May I suggest that amidst the hustle and bustle of getting ready for Christmas we try and find some special moments for quiet prayer and reflection and space to be open to the promptings of God.

This is because silence isn’t just negative, being tongue-tied or unable to communicate. Creative silence flows from inner stillness and can communicate very powerfully deep qualities of integration and self possession.

You may recall Mr Day, the game-keeper, in Thomas Hardy’s novel Under the Greenwood Tree, where it’s said of him that ‘he can keep silence well. That man’s silence is a wonderful thing to listen to’.

If we return to today’s readings: we see that those words of St. Luke ‘be alert at all times’, are very pertinent for us and at first glance could possibly lead us astray by tempting us to imitate worldly ways; to become hyper active and noisy all in the name of the Lord.

Yet many centuries of Christian tradition point us towards an alternative approach. The history of Christian spirituality has taught us the power of silence and stillness in searching for God.

For all the really deep and meaningful moments of life, silence can speak to us as powerfully as words.

For example: the experience of deep love in human relationships, the experience of wrestling with the good in really difficult moral choices, the experience of discerning beauty within an intricate design, the experience of subtle light within a great oil painting, the overwhelming experience of a holy place.

In all these situations we need both words and silence to fully appreciate what is before us, just as the movement and harmony of a symphony is only really fully complete with the rests, as well as the notes, that are in the score.

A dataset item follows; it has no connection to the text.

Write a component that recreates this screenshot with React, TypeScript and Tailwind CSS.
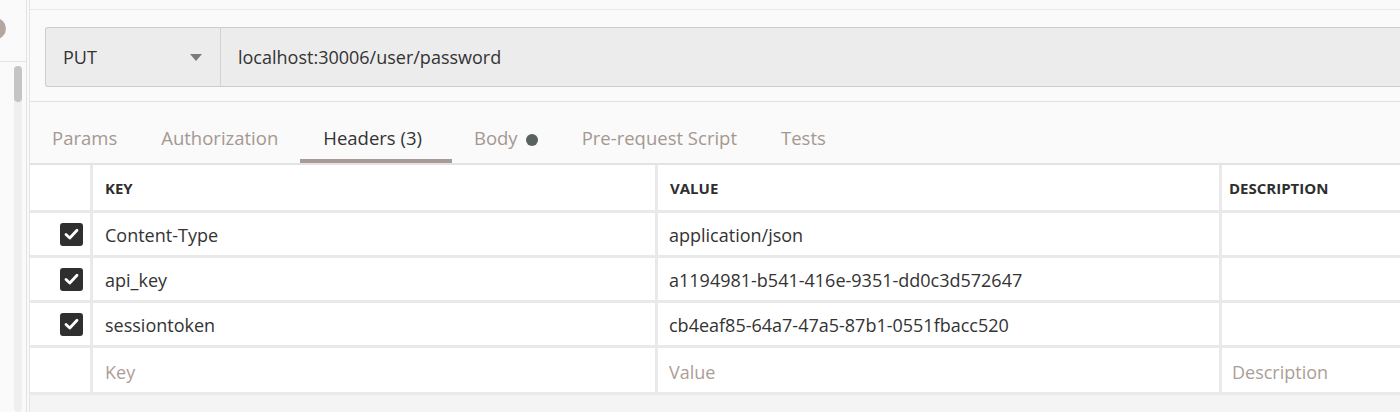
import React from "react";

const rows = [
  { k: "Content-Type", v: "application/json" },
  { k: "api_key", v: "a1194981-b541-416e-9351-dd0c3d572647" },
  { k: "sessiontoken", v: "cb4eaf85-64a7-47a5-87b1-0551fbacc520" },
];

function Check() {
  return (
    <div className="w-[23px] h-[23px] rounded-[3px] bg-[#2f2f2f] flex items-center justify-center">
      <svg width="15" height="12" viewBox="0 0 15 12">
        <path d="M2 6.5 L5.8 10 L13 2.3" fill="none" stroke="#fff" strokeWidth="2.8" strokeLinecap="round" strokeLinejoin="round" />
      </svg>
    </div>
  );
}

export default function App() {
  const tabs = [
    { t: "Params" },
    { t: "Authorization" },
    { t: "Headers (3)", active: true },
    { t: "Body", dot: true },
    { t: "Pre-request Script" },
    { t: "Tests" },
  ];
  return (
    <div className="w-[1400px] h-[412px] flex bg-[#fafafa] overflow-hidden" style={{ fontFamily: '"Open Sans", sans-serif' }}>
      {/* left sidebar */}
      <div className="w-[27px] relative border-r border-[#e2e2e2] flex flex-col">
        <div className="h-[62px] border-b border-[#e4e4e4] relative">
          <div className="absolute left-[-15px] top-[18px] w-[21px] h-[21px] rounded-full bg-[#b3a7a2]" />
        </div>
        <div className="flex-1 flex justify-start pl-[14px] pt-[4px]">
          <div className="w-[8px] h-full bg-[#efefef] rounded-full">
            <div className="w-[8px] h-[36px] rounded-full bg-[#c5c5c5]" />
          </div>
        </div>
      </div>
      <div className="w-[3px] border-r border-[#e4e4e4]" />
      {/* main */}
      <div className="flex-1 flex flex-col">
        <div className="h-[10px] border-b border-[#e8e8e8]" />
        <div className="h-[92px] border-b border-[#e1e1e1] pl-[15px] pt-[17px]">
          <div className="h-[60px] flex border border-[#cdcdcd] rounded-l-[3px] bg-[#ececec] border-r-0">
            <div className="w-[175px] flex items-center justify-between pl-[17px] pr-[18px] border-r border-[#d2d2d2]">
              <span className="text-[18px] text-[#333]">PUT</span>
              <svg width="12" height="7" viewBox="0 0 12 7"><path d="M0 0 H12 L6 7 Z" fill="#7a7a7a" /></svg>
            </div>
            <div className="flex-1 flex items-center pl-[17px]">
              <span className="text-[18px] text-[#333]">localhost:30006/user/password</span>
            </div>
          </div>
        </div>
        <div className="h-[62px] flex items-end border-b border-[#e3e3e3]">
          {tabs.map((tab) => (
            <div
              key={tab.t}
              className={
                "h-[62px] flex items-center pt-[16px] border-b-[4px] " +
                (tab.active ? "pl-[23px] pr-[30px] border-[#a89b95] text-[#333]" : "px-[22px] border-transparent text-[#a59891]")
              }
            >
              <span className="text-[18.5px]">{tab.t}</span>
              {tab.dot && <span className="ml-[8px] mt-[4px] w-[12px] h-[12px] rounded-full bg-[#58625e]" />}
            </div>
          ))}
        </div>
        <div className="grid grid-cols-[60px_562px_561px_1fr] gap-[3px] bg-[#e9e9e9] pb-[3px] border-t border-[#e3e3e3]">
          <div className="h-[45px] bg-white" />
          <div className="h-[45px] bg-white flex items-center pl-[12px] pt-[1px] text-[15px] font-bold text-[#2e2e2e]">KEY</div>
          <div className="h-[45px] bg-white flex items-center pl-[12px] pt-[1px] text-[15px] font-bold text-[#2e2e2e]">VALUE</div>
          <div className="h-[45px] bg-white flex items-center pl-[7px] pt-[1px] text-[15px] font-bold text-[#2e2e2e]">DESCRIPTION</div>
          {rows.map((r) => (
            <React.Fragment key={r.k}>
              <div className="h-[42px] bg-white flex items-center justify-end pr-[7px]"><Check /></div>
              <div className="h-[42px] bg-white flex items-center pl-[12px] pt-[2px] text-[18px] text-[#333]">{r.k}</div>
              <div className="h-[42px] bg-white flex items-center pl-[11px] pt-[2px] text-[18px] text-[#333]">{r.v}</div>
              <div className="h-[42px] bg-white" />
            </React.Fragment>
          ))}
          <div className="h-[44px] bg-white" />
          <div className="h-[44px] bg-white flex items-center pl-[12px] pt-[4px] text-[18px] text-[#ab9e97]">Key</div>
          <div className="h-[44px] bg-white flex items-center pl-[11px] pt-[4px] text-[18px] text-[#ab9e97]">Value</div>
          <div className="h-[44px] bg-white flex items-center pl-[10px] pt-[4px] text-[18px] text-[#ab9e97]">Description</div>
        </div>
        <div className="flex-1 bg-[#f4f4f4]" />
      </div>
    </div>
  );
}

So we do well to recognise that the wisdom of the great Christian teachers of prayer, echoing that found in other religious traditions, places a very high value on the discipline of silence, quietening the incessant babbling of outward and inner chatter to allow a settling into a deep and attentive stillness, rooted in a God-given inner peace.

In our first reading from the prophet Jeremiah we cannot read the prophecy of a ‘righteous Branch’ springing up for David in anything but a messianic light.

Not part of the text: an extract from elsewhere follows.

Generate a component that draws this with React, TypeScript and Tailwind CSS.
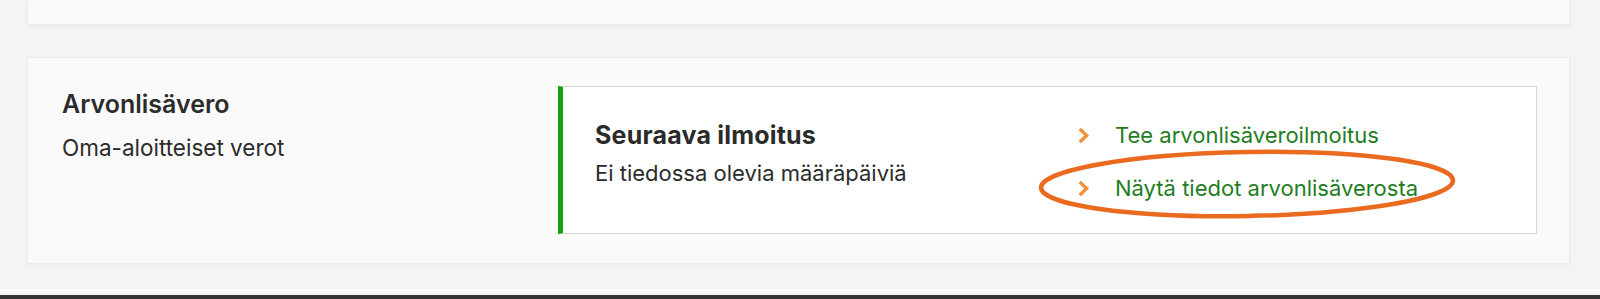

Here Jeremiah's promises are spoken to address a dire situation.

The armies of Nebuchadnezzar, king of Babylon, are advancing on Jerusalem. The streets of Jerusalem will soon be filled with the corpses of her people, and the prophet Jeremiah himself will be imprisoned.

The worst has not yet happened, but it is inevitable. Any reasonable person can see that the city is doomed. Jeremiah's many prophecies of judgment are coming true.

Yet this stands in sharp contrast to another great O.T. story: perhaps you can picture it, the account of Elijah on Mount Horeb. For here the prophet stands in the entrance of his cave, and finds the presence of God to be not in fire, storm and earthquake, with all their terrible physical power of destruction, but rather in ‘a still, small voice’ which, literally translated, is the sound of thin silence.

It’s this which awes Elijah so that he wraps his face in his cloak. And likewise the psalmist writes: ‘Be still let go and know that I am God’.

Silence and stillness, these things that really do require our discipline, enable us to be attentive and enable us to listen, not for some external voice, but rather as we open ourselves to the presence of God, to the very source of our life and being.

In holding on to this theme of silence for Advent, it’s interesting to note that, of all people, Virginia Woolf has written specifically about her experience of being on a silent retreat, in terms of helping her, and I quote ‘to see the bottom of the vessel’.

Here she powerfully acknowledges that this can be both a troubling and even at times a terrifying experience. But the ‘bottom of the vessel’ is really the God within who created us in His own image and likeness.

If during this Advent, the silence of God leads you (like Elijah) to wonder and adoration, you will have done well.

As you journey through this season of preparation, remember that the Benedictine monks who worshipped here for centuries before us were urged by St. Benedict to ‘diligently cultivate silence at all times’.

Life today is far faster and more noisy than it was then, and yet silence still remains very precious. Spiritual life and growth flourish when silence becomes part of human life.